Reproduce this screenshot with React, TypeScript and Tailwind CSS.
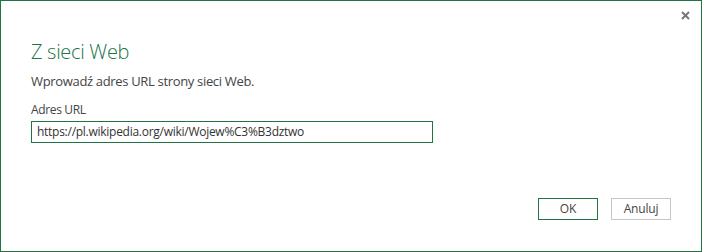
import React from "react";

export default function App() {
  return (
    <div
      className="relative w-[702px] h-[252px] border border-[#217346] bg-white text-[#444]"
      style={{ fontFamily: '"Open Sans", "Noto Sans", sans-serif' }}
    >
      <button className="absolute right-[11px] top-[9px] w-[10px] h-[10px] flex items-center justify-center">
        <svg width="9" height="9" viewBox="0 0 9 9">
          <path d="M1 1 L8 8 M8 1 L1 8" stroke="#777" strokeWidth="2" />
        </svg>
      </button>
      <div className="flex flex-col h-full pl-[30px] pr-[30px]">
        <div className="mt-[37px] text-[20px] leading-[28px] font-light tracking-[-0.3px] text-[#217346]">
          Z sieci Web
        </div>
        <div className="mt-[6px] text-[13px] leading-[18px] tracking-[-0.33px] text-[#444]">
          Wprowadź adres URL strony sieci Web.
        </div>
        <div className="mt-[12px] text-[12px] leading-[16px] tracking-[-0.35px] text-[#444]">Adres URL</div>
        <div className="mt-[3px] w-[402px] h-[22px] border border-[#217346] flex items-center pl-[5px] text-[12px] tracking-[-0.27px] text-[#333]">
          https://pl.wikipedia.org/wiki/Wojew%C3%B3dztwo
        </div>
        <div className="flex-1" />
        <div className="flex justify-end gap-[13px] mb-[31px]">
          <button className="w-[60px] h-[22px] border border-[#217346] text-[12px] text-[#444] flex items-center justify-center">
            OK
          </button>
          <button className="w-[60px] h-[22px] border border-[#c6c6c6] text-[12px] tracking-[-0.2px] text-[#444] flex items-center justify-center">
            Anuluj
          </button>
        </div>
      </div>
    </div>
  );
}
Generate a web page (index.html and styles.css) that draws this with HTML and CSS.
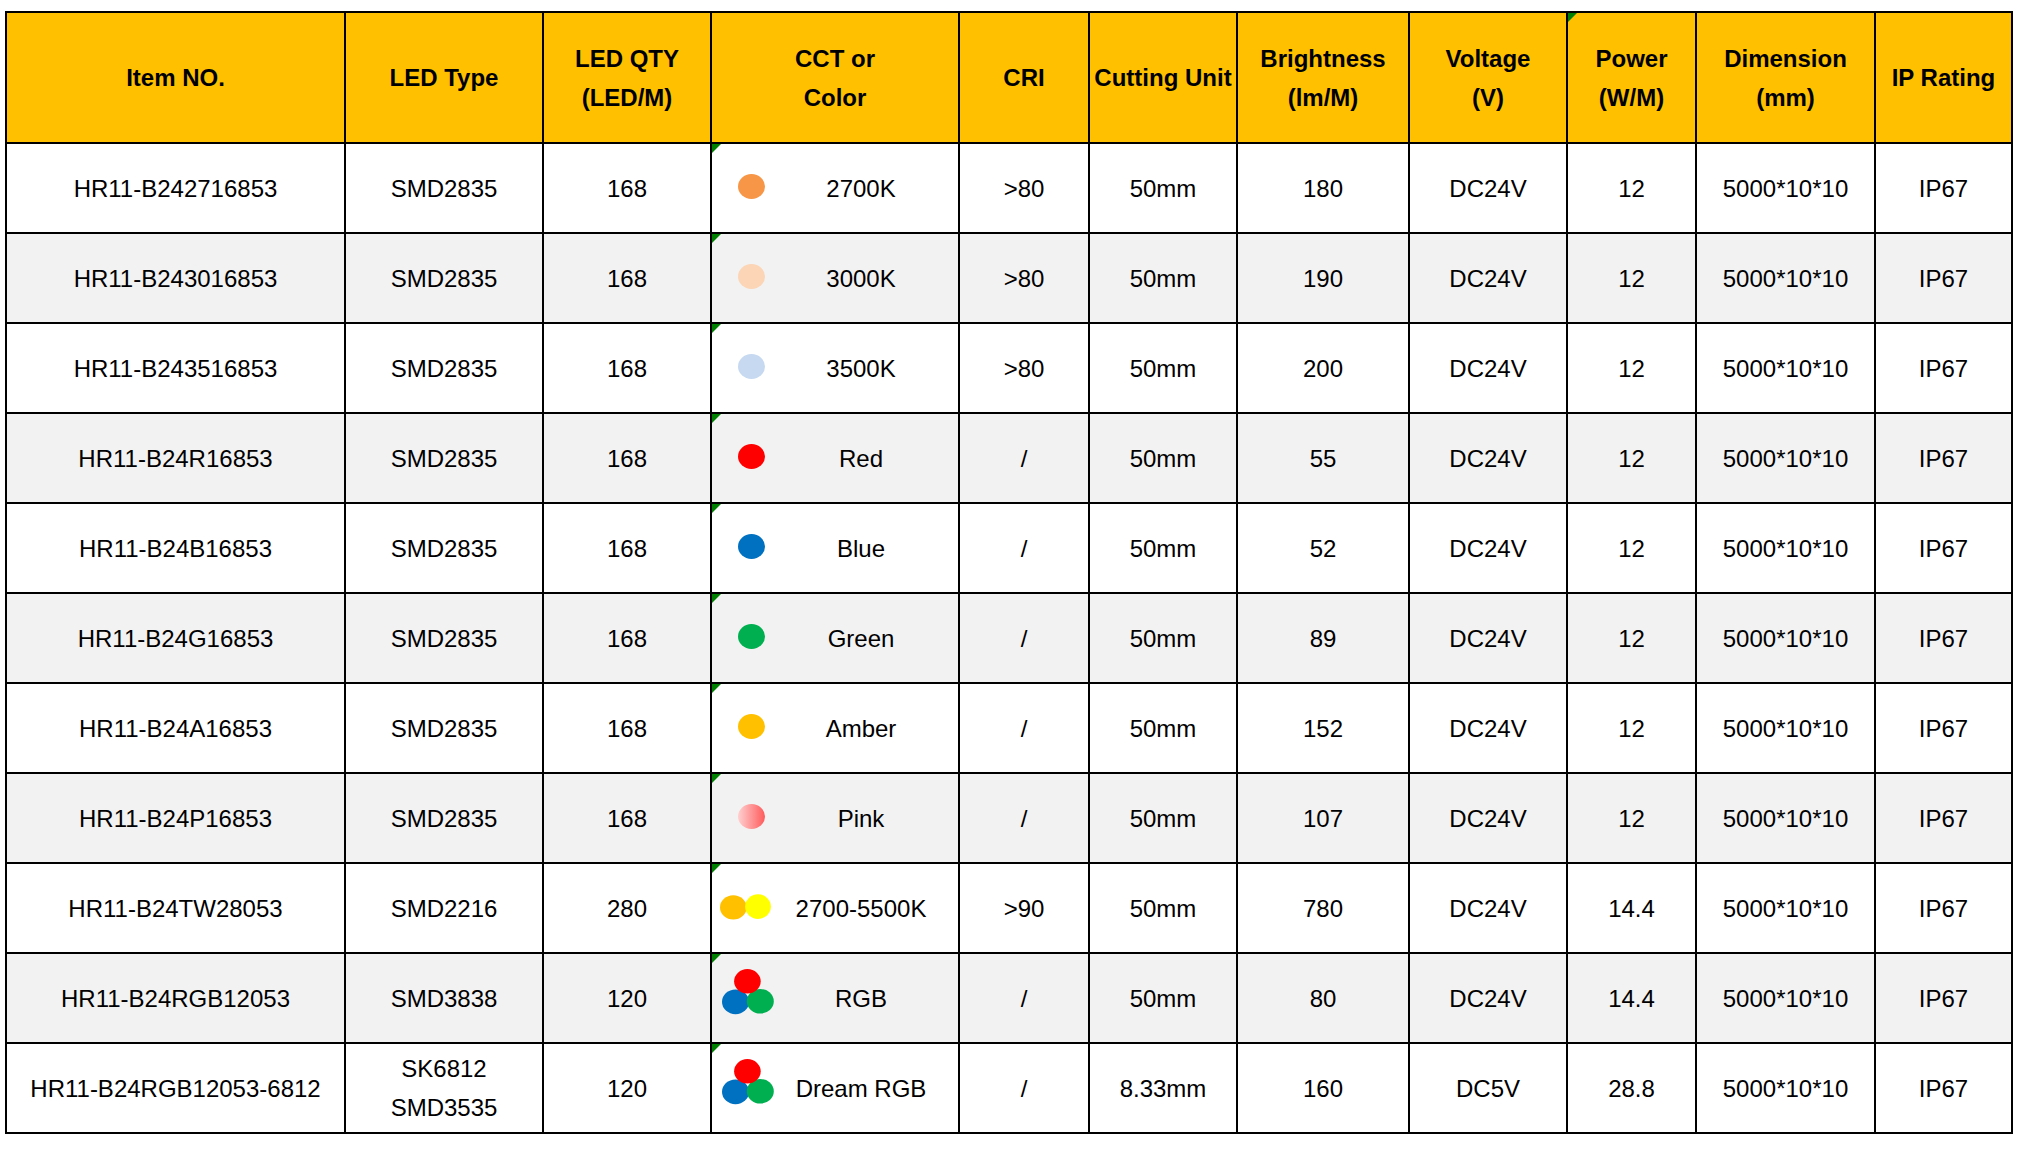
============================================================
• _PROBLEM STATEMENT_: Copy the listing word for word, excluding its pictures.

• _SOLUTION TO THE EXERCISE_:
Reproduce this screenshot with React, TypeScript and Tailwind CSS.
import React from "react";

export default function App() {
  return (
    <div
      className="relative w-[702px] h-[252px] border border-[#217346] bg-white text-[#444]"
      style={{ fontFamily: '"Open Sans", "Noto Sans", sans-serif' }}
    >
      <button className="absolute right-[11px] top-[9px] w-[10px] h-[10px] flex items-center justify-center">
        <svg width="9" height="9" viewBox="0 0 9 9">
          <path d="M1 1 L8 8 M8 1 L1 8" stroke="#777" strokeWidth="2" />
        </svg>
      </button>
      <div className="flex flex-col h-full pl-[30px] pr-[30px]">
        <div className="mt-[37px] text-[20px] leading-[28px] font-light tracking-[-0.3px] text-[#217346]">
          Z sieci Web
        </div>
        <div className="mt-[6px] text-[13px] leading-[18px] tracking-[-0.33px] text-[#444]">
          Wprowadź adres URL strony sieci Web.
        </div>
        <div className="mt-[12px] text-[12px] leading-[16px] tracking-[-0.35px] text-[#444]">Adres URL</div>
        <div className="mt-[3px] w-[402px] h-[22px] border border-[#217346] flex items-center pl-[5px] text-[12px] tracking-[-0.27px] text-[#333]">
          https://pl.wikipedia.org/wiki/Wojew%C3%B3dztwo
        </div>
        <div className="flex-1" />
        <div className="flex justify-end gap-[13px] mb-[31px]">
          <button className="w-[60px] h-[22px] border border-[#217346] text-[12px] text-[#444] flex items-center justify-center">
            OK
          </button>
          <button className="w-[60px] h-[22px] border border-[#c6c6c6] text-[12px] tracking-[-0.2px] text-[#444] flex items-center justify-center">
            Anuluj
          </button>
        </div>
      </div>
    </div>
  );
}
Generate a web page (index.html and styles.css) that draws this with HTML and CSS.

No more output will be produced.